If this is during the working day and you only have a few minutes, it could be as simple as messaging someone who leaves you feeling happy and supported.
If you have longer, take advantage of the stress-busting effects of exercise: not only has physical activity been proven to reduce stress by producing endorphins, it also increases your resilience to future stressors. In the work day, this could include scheduling an exercise class for your lunch break.
Set limits on your exposure to them
“Think of it this way: if the complainer were smoking, would you sit there all afternoon inhaling the second-hand smoke?” says Travis Bradberry. “You’d distance yourself, and you should do the same with someone who causes you stress.”
According to Dr Marianne Trent, it’s all about setting boundaries – restrictions that put you back in control. “This can be done politely, but firmly,” she says. “People who are ‘unboundaried’ don’t like having boundaries put in place around them, but that doesn’t mean you can’t add them.”
Setting limits around contact time can be useful: “Assert when you’re available and how available you are,” she says. “Ultimately, you are in charge of how and when you engage with someone who is causing you stress”.
Don’t be afraid of the polite “no” – delivered with a reason often helps. For example, to a demanding colleague: “I’d like to be able to help with this, but I’m afraid I’m on a tight deadline with something else.”
Stop for a minute and put yourself in their shoes
“Remember that if someone is being difficult, it can be helpful to reframe it to understand that it’s usually because their life is difficult right now,” says Georgiou. “They might have pressure at work from someone higher up, or there could be something going on in their life that has made them particularly snappy that day.
“It can be a supportive thing in a stressful moment to consider that and give yourself a chance to pause. Remember that two things can be true at once: someone can be difficult or angry with you, you can understand them, and it’s okay for you to feel how you feel.”
This concept is similar to the main theory behind cognitive behavioural therapy (CBT), which teaches techniques that help you reframe your perspective and replace unhelpful beliefs and thoughts with more realistic ones – and can be applied to most areas of your life.
A study published in the Journal of Personality and Social Psychology in 2014 found that how we talk to ourselves has an impact on how we process emotions and manage stress. Stressful relationships can impact self-esteem – this is especially true of challenging relationships with family members.

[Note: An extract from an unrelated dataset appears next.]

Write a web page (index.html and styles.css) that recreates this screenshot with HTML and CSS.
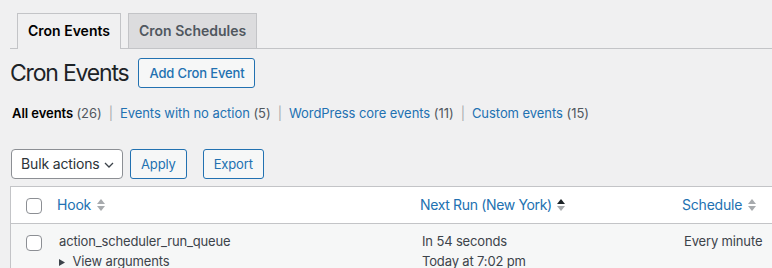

“You see it with children whose parents have been strict with them – we start to speak to ourselves in the way we’ve been spoken to,” says Trent. To combat this, she suggests making a conscious effort to speak to yourself the way you would a best friend, with empathy and understanding.
Elaine Meade is a psychotherapist who specialises in positive psychology. “Positive self-talk helps you reframe the way you look at stressful situations, understanding that you will approach challenges with the best of your ability and that whatever the outcome – you did the best you could,” she says.
“Tackling these situations with an ‘I can do this’ mindset rather than a negative ‘this is too hard’ one, opens up new ways of thinking and problem-solving.” Which in turn will give you ammunition to deal with soul-sapping individuals.
Call time on relationships that endlessly cause you stress
Another part of challenging negative self-talk is freeing yourself from obligation, says Trent. Get rid of the “coulds, shoulds, woulds, and musts”, she says.
Of course, it’s possible to call time on a relationship if it’s a tricky friendship – less so if it’s your boss.
“No matter what, relationships should be reciprocal,” says Trent. “If they won’t allow you to assert yourself then it might be that the relationship has run its course.”